Goddamn You Harajuku Girls


Lauren Martin

Nicki Minaj – Pink Friday
Young Money/Cash Money/
Universal Motown,
November 22nd 2010

Rap is a notoriously divisive community. It stems from the very nature of the MC battle, pitting one rapper against another in a showdown of charisma and skill that has spawned from the blueprint of the freestyle to now infiltrate every aspect of the genre. Rap is a competition; between record labels, neighbourhoods and individuals. ‘Beef’ fuels much of the lyricism, allowing for displays of witty bravado and less than subtle arrogance that spits yes, I am better than you. I’m faster, sharper and hotter than you. Most importantly, a rapper is ‘hot’ when they garner controversy, and no-one has basked in the glory of such controversy recently as Nicki Minaj. Signed to Young Money (the label owned by rap behemoth and recent Rikers Island veteran Lil Wayne) and voted the 6th Hottest Rapper In The Game by MTV this month, Nicki Minaj has utterly divided the rap community. She is, in a word, bizarre. Well, superficially bizarre. She wears candy coloured wigs and calls herself the Harajuku Barbie. She only signs her female fans breasts at shows and there are even rumours that her behind is silicon-enhanced. She was also one of the most popular Halloween costumes in the U.S this year – which speaks volumes.
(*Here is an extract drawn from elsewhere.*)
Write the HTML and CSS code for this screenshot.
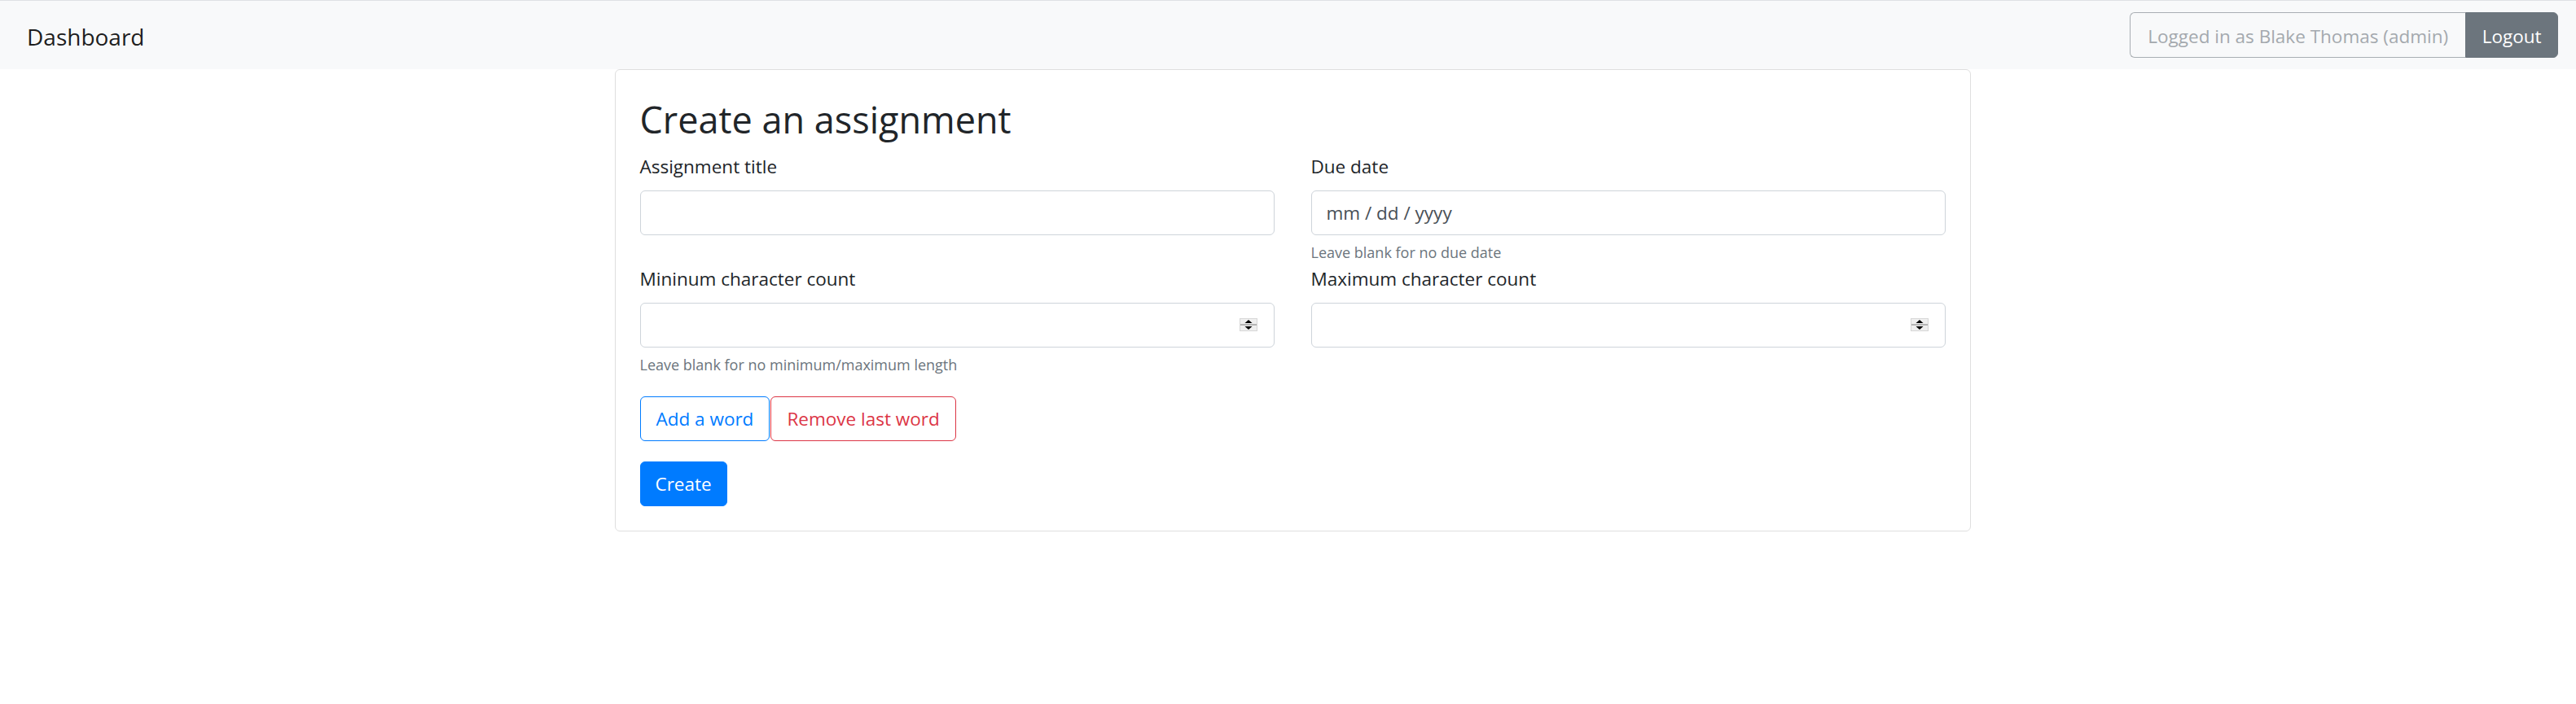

I’m under no illusion that it is only female rappers that have a style carved out for them to portray a certain media image; male rappers have an equally powerful visual presence, such as front row darling Kanye West for one. To call her fake because of her outlandish image would be lazy and hypocritical, and would only mirror the venomous attacks against Lil Kim, Remy Ma and Foxy Brown in the mid 90s. How dare a woman invade such a hyper-masculine genre in platform heels and not much else to go nose to nose to rap about sex, violence and super-ego with a bite often harder than that of their male counterparts?

As a woman and a fan of rap music, I feel I am naturally predisposed to defend female rappers in this sense. But I cannot defend Nicki Minaj. I resent that she is being portrayed as the female voice of rap. It is not about her skill, her appearances on the Come Up dvd series early on in her career prove that her flow punches hard and her lyrics are at turns tongue-in-cheek and deadly serious. It is that her debut album Pink Friday is a culmination of all that has left a bad taste in my mouth from the American commercial rap scene in recent years. It started with T-Pain’s auto tune phenomenon, and it reaches a sour plateau with Pink Friday.

The production credits on the album are limp and some truly great opportunities have been missed here. No one should get Will.I.Am to produce their record. Her sampling of Annie Lennox’s No More I Love You’s on Your Love and The Buggles’ Video Killed The Radio Star on Check It Out are grating and unnecessary. This somewhat twee attempt to merge rap with superficially opposing pop culture references comes across as a poorly executed mash-up rather than a clever sample. Minaj’s once biting New York slang shifts between alter-ego gimmicks and exaggerated impersonations of various accents that leaves your head reeling for all the wrong reasons, and her venture into romantic R’n’B on Right Thru Me succumbs to the inexpressibly awful merging of brash electro-pop and rap that has seen Rihanna recently morph into the black Katy Perry.

There are a few tracks on Pink Friday that display Minaj’s characteristically cheeky sense of humour, with Blazin’ one of the few times on the album where she sustains a verse without cracking into her lip-curling barks. Lyrically however the flame is dull. When she sneers “If I had a dick/ I would pull it out and piss on ’em”, she’s barely hanging onto that brashness that she visually portrays. If one of the few women in rap can only brag about her prowess in relation to the countless men in the scene, then apparent girl-power message she’s been touting falls a little flat.

When Minaj explodes through the stratosphere this year as she is predicted to she’ll probably divide opinion even further but in rap, that’s hardly proven to be damaging. This one is for the haters.